Speak up! Exploring Speech Arts & Drama

Published: 12/15/2011 by James Bailey, Mount Royal University Conservatory

» Learning Resources
»» Theatre & Performance

Above my one-year-old daughter’s change table, my wife and I have hung a giant, cloth alphabet quilt. Each one of the quilt’s 26 squares pairs a letter with an animal: A is for alligator; B for Bear; C is for camel and so on. When my daughter’s fussy, I’ll sing her the alphabet song. Sometimes I’ll make up new lyrics based around the letters and animals that hang above her. With the letters right at head level, it’s easy to come up with all kinds of other plants, animals or objects that I can throw into a quick (and usually goofy) rhyme to keep her occupied.

 

My daughter has yet to say her first words, but I often wonder if she’s already building a vocabulary from the alphabet songs we sing. And while my wife and I are on tenterhooks waiting for what she’ll say first, it won’t be long before we’ll be relishing in how she says it. Our older nephews have prepared us for the often-hilarious ways kids use language: with limited words on-hand, they have to be pretty creative with how they get their meaning across.

 

As we age and our vocabularies develop, it’s funny to think that we’re faced with almost exactly the same challenges. That is, spoken language offers a world of expressivity and creative potential and it’s up to us, in every interaction we have, to make choices with the words we use. Truly, as the poet Robert Frost wrote, “All the fun’s in how you say a thing.”

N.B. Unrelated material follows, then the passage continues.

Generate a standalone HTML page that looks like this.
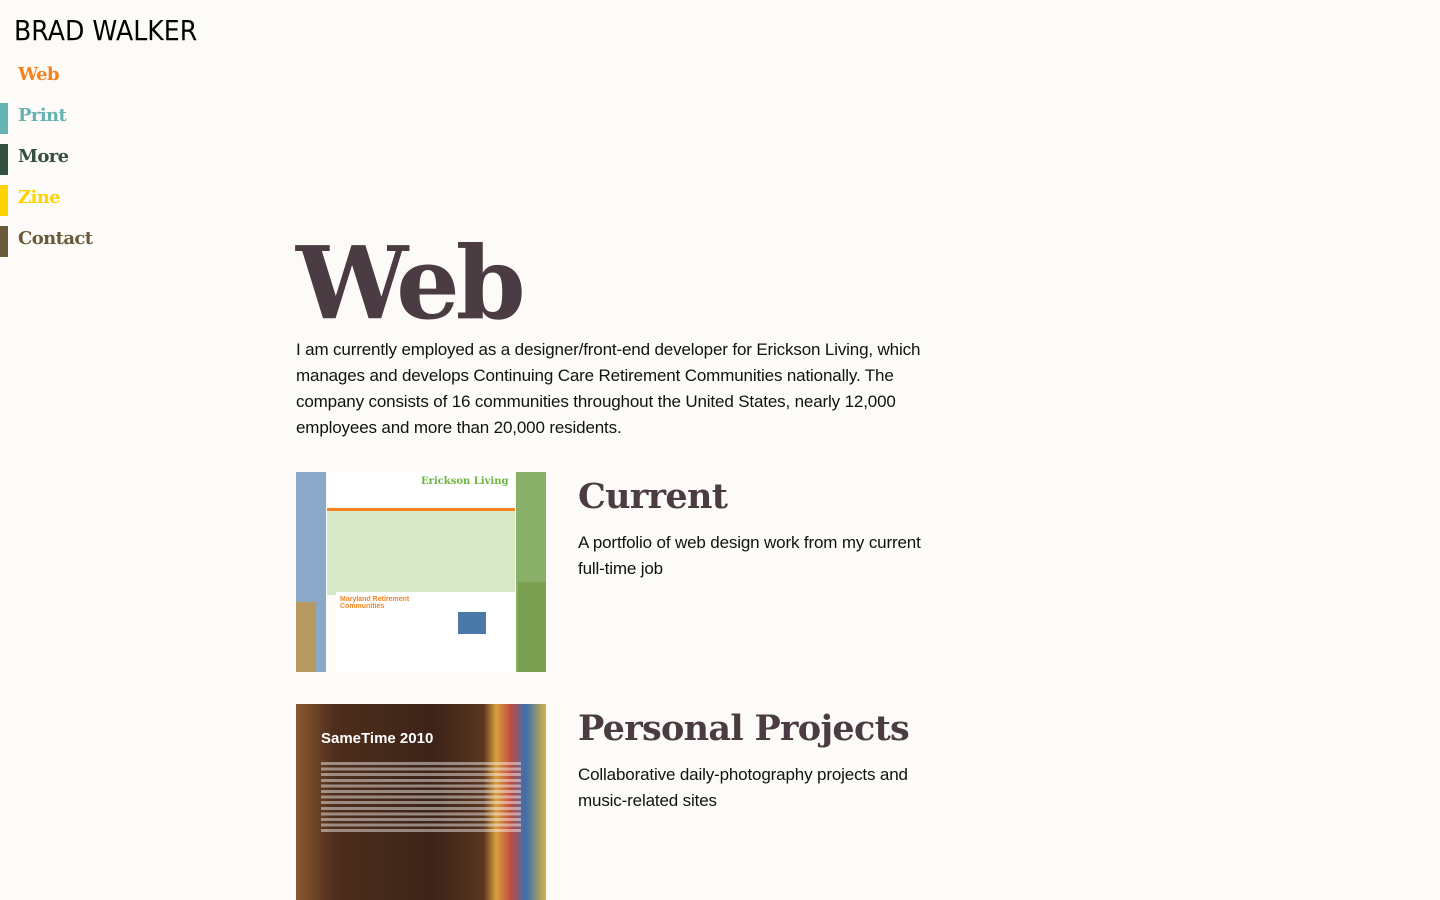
<!DOCTYPE html>
<html><head><meta charset="utf-8"><style>
body{margin:0;background:#fdfbf7;width:1440px;height:900px;overflow:hidden;position:relative;font-family:"Liberation Sans",sans-serif;color:#111}
.logo{position:absolute;left:14px;top:14px;font-family:"DejaVu Sans",sans-serif;font-size:28px;letter-spacing:0px;color:#000;transform:scaleX(0.9);transform-origin:left}
.nav a{position:absolute;left:18px;font-family:"DejaVu Serif",serif;font-weight:bold;font-size:18px;text-decoration:none;letter-spacing:-0.6px}
.bar{position:absolute;left:0;width:8px;height:31px}
h1{position:absolute;left:296px;top:224px;margin:0;font-family:"DejaVu Serif",serif;font-weight:900;font-size:100px;color:#4a3c42;letter-spacing:-4px}
h2{position:absolute;left:578px;margin:0;font-family:"DejaVu Serif",serif;font-weight:bold;font-size:35px;color:#4a3c42;letter-spacing:-0.7px}
p{position:absolute;margin:0;font-size:17px;line-height:26px;color:#111;letter-spacing:-0.15px}
.img{position:absolute;left:296px;width:250px}
</style></head><body>
<div class="logo">BRAD WALKER</div>
<div class="nav">
<a style="top:64px;color:#f5821f">Web</a>
<div class="bar" style="top:103px;background:#66b3b3"></div><a style="top:105px;color:#66b3b3">Print</a>
<div class="bar" style="top:144px;background:#34513f"></div><a style="top:146px;color:#34513f">More</a>
<div class="bar" style="top:185px;background:#ffd200"></div><a style="top:187px;color:#ffd200">Zine</a>
<div class="bar" style="top:226px;background:#6b5a3a"></div><a style="top:228px;color:#6b5a3a">Contact</a>
</div>
<h1>Web</h1>
<p style="left:296px;top:337px;width:650px">I am currently employed as a designer/front-end developer for Erickson Living, which manages and develops Continuing Care Retirement Communities nationally. The company consists of 16 communities throughout the United States, nearly 12,000 employees and more than 20,000 residents.</p>
<div class="img" style="top:472px;height:200px;background:linear-gradient(90deg,#8aa9c8 0 12%,transparent 12% 88%,#8ab06a 88%)">
 <div style="position:absolute;left:31px;top:0;width:188px;height:34px;background:#fff"><span style="position:absolute;left:94px;top:4px;font-family:'DejaVu Serif',serif;font-size:10px;color:#6cb43f;font-weight:bold">Erickson Living</span></div>
 <div style="position:absolute;left:31px;top:36px;width:188px;height:84px;background:#d6e8c8;border-top:3px solid #f5821f"></div>
 <div style="position:absolute;left:40px;top:120px;width:120px;height:80px;background:#fff"><span style="position:absolute;left:4px;top:4px;font-size:7px;color:#f5821f;font-weight:bold">Maryland Retirement<br>Communities</span></div>
 <div style="position:absolute;left:160px;top:120px;width:59px;height:80px;background:#fff"></div>
 <div style="position:absolute;left:162px;top:140px;width:28px;height:22px;background:#4a79a8"></div>
 <div style="position:absolute;left:0;top:130px;width:20px;height:70px;background:#b89a60"></div>
 <div style="position:absolute;left:222px;top:110px;width:28px;height:90px;background:#7aa050"></div>
</div>
<h2 style="top:476px">Current</h2>
<p style="left:578px;top:530px;width:370px">A portfolio of web design work from my current full-time job</p>
<div class="img" style="top:704px;height:196px;background:linear-gradient(90deg,#8a5a30 0,#4e2e1c 15%,#3c2418 55%,#5a3520 75%,#d8a040 80%,#c04a40 86%,#3a70b0 92%,#d8b040 100%)">
 <div style="position:absolute;left:25px;top:26px;font-size:15px;font-weight:bold;color:#fff">SameTime 2010</div>
 <div style="position:absolute;left:25px;top:58px;width:200px;height:72px;background:repeating-linear-gradient(180deg,rgba(255,255,255,.45) 0 3px,transparent 3px 5.6px)"></div>
</div>
<h2 style="top:708px">Personal Projects</h2>
<p style="left:578px;top:762px;width:370px">Collaborative daily-photography projects and music-related sites</p>
</body></html>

Learning speech arts and drama is a great way to sharpen our skills as verbal communicators. For kids especially, training in speech arts and drama can have lasting, positive effects. As they grow into adults, children can draw from their early experiences with speech arts and drama to become poised, confident speakers; poised, confident speakers who, like Robert Frost, delight in choosing just the right word for the occasion!


Fundamentally, speech arts and drama programs focus on two main areas of study: voice training and technique, and performance and presentation skills. Through these two areas, speech arts and drama offer participants an experience with one foot in life-skills training with the other in the performing arts. Both build clear thinking and speaking abilities students can carry into every aspect of their lives and at the same time nurture an appreciation for the creative potential of language. You can teach these skills at home, or your child can take private or public lessons!


Through speech performance, children get to bring their voices to life. As magical as a great musician interpreting and performing a page of sheet music, speech arts and drama performance draws from the words of the world’s greatest writers for a dynamic audience experience. Great literature is at the heart of speech arts performance: sonnets, poetry, song lyrics and theatre monologues are wonderful resources. It can be truly eye-opening for kids to experience how powerful words can be when spoken aloud for an audience. And the confidence they’ll develop as public speakers will take them from the stage to the boardroom and beyond!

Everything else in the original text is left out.